CHALLENGE =>
Each entry below must be repeated exactly, with pictures left out.

[A block of data]
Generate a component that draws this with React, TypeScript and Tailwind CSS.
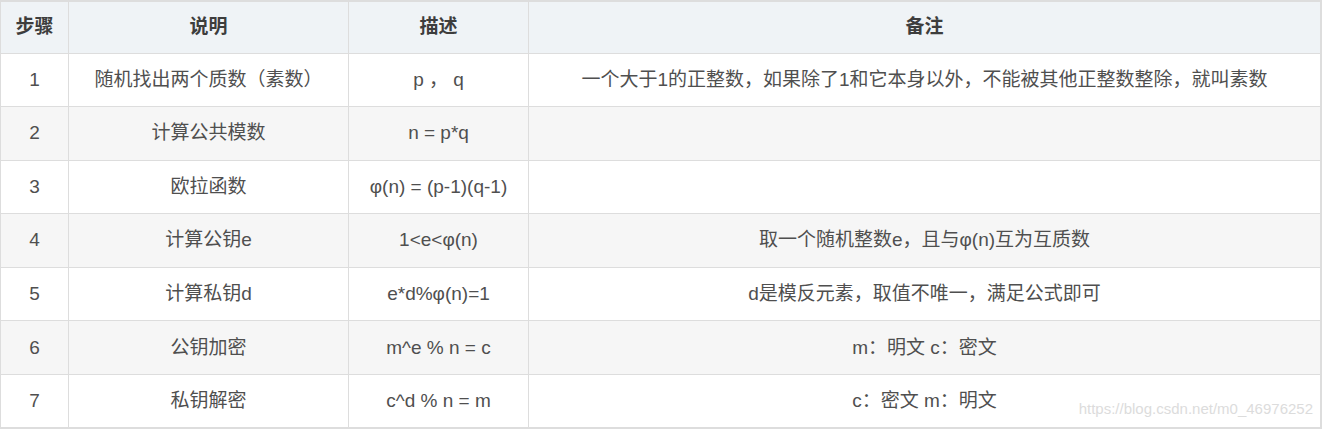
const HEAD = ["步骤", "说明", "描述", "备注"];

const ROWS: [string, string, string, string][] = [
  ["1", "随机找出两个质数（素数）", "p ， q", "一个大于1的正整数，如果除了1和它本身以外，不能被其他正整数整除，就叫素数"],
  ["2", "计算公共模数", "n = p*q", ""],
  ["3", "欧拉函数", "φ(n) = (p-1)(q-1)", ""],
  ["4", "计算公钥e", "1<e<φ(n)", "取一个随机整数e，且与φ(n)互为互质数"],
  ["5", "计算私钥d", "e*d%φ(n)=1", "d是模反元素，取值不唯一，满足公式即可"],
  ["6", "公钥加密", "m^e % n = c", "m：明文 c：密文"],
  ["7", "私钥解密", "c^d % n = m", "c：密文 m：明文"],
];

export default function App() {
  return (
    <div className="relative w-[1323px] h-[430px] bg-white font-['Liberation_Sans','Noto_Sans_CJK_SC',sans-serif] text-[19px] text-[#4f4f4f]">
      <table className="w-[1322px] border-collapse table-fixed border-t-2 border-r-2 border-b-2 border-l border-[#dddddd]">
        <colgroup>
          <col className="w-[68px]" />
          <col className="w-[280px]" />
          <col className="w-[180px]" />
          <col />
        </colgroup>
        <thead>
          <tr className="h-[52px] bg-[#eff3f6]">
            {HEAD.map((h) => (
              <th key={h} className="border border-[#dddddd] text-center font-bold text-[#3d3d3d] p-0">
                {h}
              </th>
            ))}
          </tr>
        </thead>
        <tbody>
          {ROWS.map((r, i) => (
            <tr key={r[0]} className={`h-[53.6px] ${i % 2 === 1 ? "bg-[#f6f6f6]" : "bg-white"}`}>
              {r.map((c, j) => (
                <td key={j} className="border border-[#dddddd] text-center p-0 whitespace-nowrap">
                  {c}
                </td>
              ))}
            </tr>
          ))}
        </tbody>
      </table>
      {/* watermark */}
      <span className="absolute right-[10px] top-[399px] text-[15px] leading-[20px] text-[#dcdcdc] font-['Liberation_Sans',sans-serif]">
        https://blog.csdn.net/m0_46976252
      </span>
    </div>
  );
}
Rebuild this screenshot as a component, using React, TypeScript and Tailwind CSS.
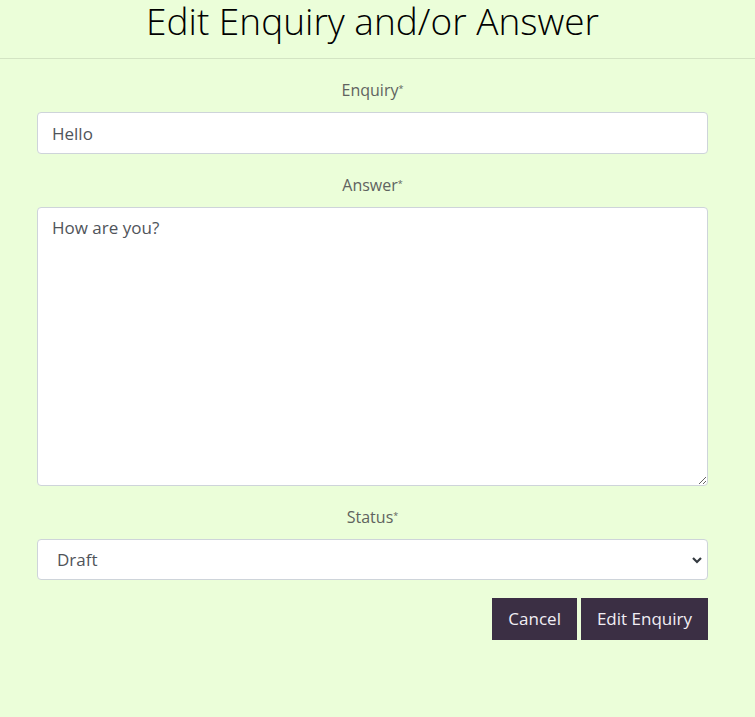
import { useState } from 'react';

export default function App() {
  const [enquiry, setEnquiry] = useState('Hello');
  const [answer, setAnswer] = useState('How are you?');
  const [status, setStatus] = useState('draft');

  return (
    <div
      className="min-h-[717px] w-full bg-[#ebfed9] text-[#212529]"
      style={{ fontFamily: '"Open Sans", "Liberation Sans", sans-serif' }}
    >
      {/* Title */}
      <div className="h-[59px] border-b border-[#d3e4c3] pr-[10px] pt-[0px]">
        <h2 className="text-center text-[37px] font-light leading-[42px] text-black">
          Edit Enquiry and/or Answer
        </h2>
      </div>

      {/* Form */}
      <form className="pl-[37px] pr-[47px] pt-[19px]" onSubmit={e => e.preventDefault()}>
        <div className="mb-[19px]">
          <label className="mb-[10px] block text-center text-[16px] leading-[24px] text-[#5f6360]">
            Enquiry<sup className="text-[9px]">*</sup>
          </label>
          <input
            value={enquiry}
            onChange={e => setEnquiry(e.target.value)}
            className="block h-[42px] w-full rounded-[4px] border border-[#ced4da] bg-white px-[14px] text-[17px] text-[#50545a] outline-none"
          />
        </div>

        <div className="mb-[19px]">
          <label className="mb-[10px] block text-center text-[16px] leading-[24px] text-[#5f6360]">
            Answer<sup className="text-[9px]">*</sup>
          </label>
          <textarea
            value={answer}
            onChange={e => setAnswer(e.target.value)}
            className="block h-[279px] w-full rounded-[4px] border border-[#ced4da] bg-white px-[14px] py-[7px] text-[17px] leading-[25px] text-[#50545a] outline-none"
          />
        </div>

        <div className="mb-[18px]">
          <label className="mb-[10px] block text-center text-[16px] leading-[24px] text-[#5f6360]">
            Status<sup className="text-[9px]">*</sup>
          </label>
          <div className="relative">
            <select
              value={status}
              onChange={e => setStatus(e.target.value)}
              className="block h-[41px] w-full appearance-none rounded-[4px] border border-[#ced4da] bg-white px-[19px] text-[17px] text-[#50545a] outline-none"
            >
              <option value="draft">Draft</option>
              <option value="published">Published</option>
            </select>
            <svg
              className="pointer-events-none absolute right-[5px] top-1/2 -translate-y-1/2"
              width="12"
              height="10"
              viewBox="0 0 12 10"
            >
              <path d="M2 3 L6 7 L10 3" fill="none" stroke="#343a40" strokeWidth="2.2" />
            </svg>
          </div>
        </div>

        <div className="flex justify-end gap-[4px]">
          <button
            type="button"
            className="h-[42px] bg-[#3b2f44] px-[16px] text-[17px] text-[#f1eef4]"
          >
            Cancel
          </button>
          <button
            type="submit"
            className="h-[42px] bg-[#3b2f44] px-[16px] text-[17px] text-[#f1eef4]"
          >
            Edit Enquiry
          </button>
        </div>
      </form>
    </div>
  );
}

ANSWER TO THE EXERCISE =>
Generate a component that draws this with React, TypeScript and Tailwind CSS.
const HEAD = ["步骤", "说明", "描述", "备注"];

const ROWS: [string, string, string, string][] = [
  ["1", "随机找出两个质数（素数）", "p ， q", "一个大于1的正整数，如果除了1和它本身以外，不能被其他正整数整除，就叫素数"],
  ["2", "计算公共模数", "n = p*q", ""],
  ["3", "欧拉函数", "φ(n) = (p-1)(q-1)", ""],
  ["4", "计算公钥e", "1<e<φ(n)", "取一个随机整数e，且与φ(n)互为互质数"],
  ["5", "计算私钥d", "e*d%φ(n)=1", "d是模反元素，取值不唯一，满足公式即可"],
  ["6", "公钥加密", "m^e % n = c", "m：明文 c：密文"],
  ["7", "私钥解密", "c^d % n = m", "c：密文 m：明文"],
];

export default function App() {
  return (
    <div className="relative w-[1323px] h-[430px] bg-white font-['Liberation_Sans','Noto_Sans_CJK_SC',sans-serif] text-[19px] text-[#4f4f4f]">
      <table className="w-[1322px] border-collapse table-fixed border-t-2 border-r-2 border-b-2 border-l border-[#dddddd]">
        <colgroup>
          <col className="w-[68px]" />
          <col className="w-[280px]" />
          <col className="w-[180px]" />
          <col />
        </colgroup>
        <thead>
          <tr className="h-[52px] bg-[#eff3f6]">
            {HEAD.map((h) => (
              <th key={h} className="border border-[#dddddd] text-center font-bold text-[#3d3d3d] p-0">
                {h}
              </th>
            ))}
          </tr>
        </thead>
        <tbody>
          {ROWS.map((r, i) => (
            <tr key={r[0]} className={`h-[53.6px] ${i % 2 === 1 ? "bg-[#f6f6f6]" : "bg-white"}`}>
              {r.map((c, j) => (
                <td key={j} className="border border-[#dddddd] text-center p-0 whitespace-nowrap">
                  {c}
                </td>
              ))}
            </tr>
          ))}
        </tbody>
      </table>
      {/* watermark */}
      <span className="absolute right-[10px] top-[399px] text-[15px] leading-[20px] text-[#dcdcdc] font-['Liberation_Sans',sans-serif]">
        https://blog.csdn.net/m0_46976252
      </span>
    </div>
  );
}
Rebuild this screenshot as a component, using React, TypeScript and Tailwind CSS.
import { useState } from 'react';

export default function App() {
  const [enquiry, setEnquiry] = useState('Hello');
  const [answer, setAnswer] = useState('How are you?');
  const [status, setStatus] = useState('draft');

  return (
    <div
      className="min-h-[717px] w-full bg-[#ebfed9] text-[#212529]"
      style={{ fontFamily: '"Open Sans", "Liberation Sans", sans-serif' }}
    >
      {/* Title */}
      <div className="h-[59px] border-b border-[#d3e4c3] pr-[10px] pt-[0px]">
        <h2 className="text-center text-[37px] font-light leading-[42px] text-black">
          Edit Enquiry and/or Answer
        </h2>
      </div>

      {/* Form */}
      <form className="pl-[37px] pr-[47px] pt-[19px]" onSubmit={e => e.preventDefault()}>
        <div className="mb-[19px]">
          <label className="mb-[10px] block text-center text-[16px] leading-[24px] text-[#5f6360]">
            Enquiry<sup className="text-[9px]">*</sup>
          </label>
          <input
            value={enquiry}
            onChange={e => setEnquiry(e.target.value)}
            className="block h-[42px] w-full rounded-[4px] border border-[#ced4da] bg-white px-[14px] text-[17px] text-[#50545a] outline-none"
          />
        </div>

        <div className="mb-[19px]">
          <label className="mb-[10px] block text-center text-[16px] leading-[24px] text-[#5f6360]">
            Answer<sup className="text-[9px]">*</sup>
          </label>
          <textarea
            value={answer}
            onChange={e => setAnswer(e.target.value)}
            className="block h-[279px] w-full rounded-[4px] border border-[#ced4da] bg-white px-[14px] py-[7px] text-[17px] leading-[25px] text-[#50545a] outline-none"
          />
        </div>

        <div className="mb-[18px]">
          <label className="mb-[10px] block text-center text-[16px] leading-[24px] text-[#5f6360]">
            Status<sup className="text-[9px]">*</sup>
          </label>
          <div className="relative">
            <select
              value={status}
              onChange={e => setStatus(e.target.value)}
              className="block h-[41px] w-full appearance-none rounded-[4px] border border-[#ced4da] bg-white px-[19px] text-[17px] text-[#50545a] outline-none"
            >
              <option value="draft">Draft</option>
              <option value="published">Published</option>
            </select>
            <svg
              className="pointer-events-none absolute right-[5px] top-1/2 -translate-y-1/2"
              width="12"
              height="10"
              viewBox="0 0 12 10"
            >
              <path d="M2 3 L6 7 L10 3" fill="none" stroke="#343a40" strokeWidth="2.2" />
            </svg>
          </div>
        </div>

        <div className="flex justify-end gap-[4px]">
          <button
            type="button"
            className="h-[42px] bg-[#3b2f44] px-[16px] text-[17px] text-[#f1eef4]"
          >
            Cancel
          </button>
          <button
            type="submit"
            className="h-[42px] bg-[#3b2f44] px-[16px] text-[17px] text-[#f1eef4]"
          >
            Edit Enquiry
          </button>
        </div>
      </form>
    </div>
  );
}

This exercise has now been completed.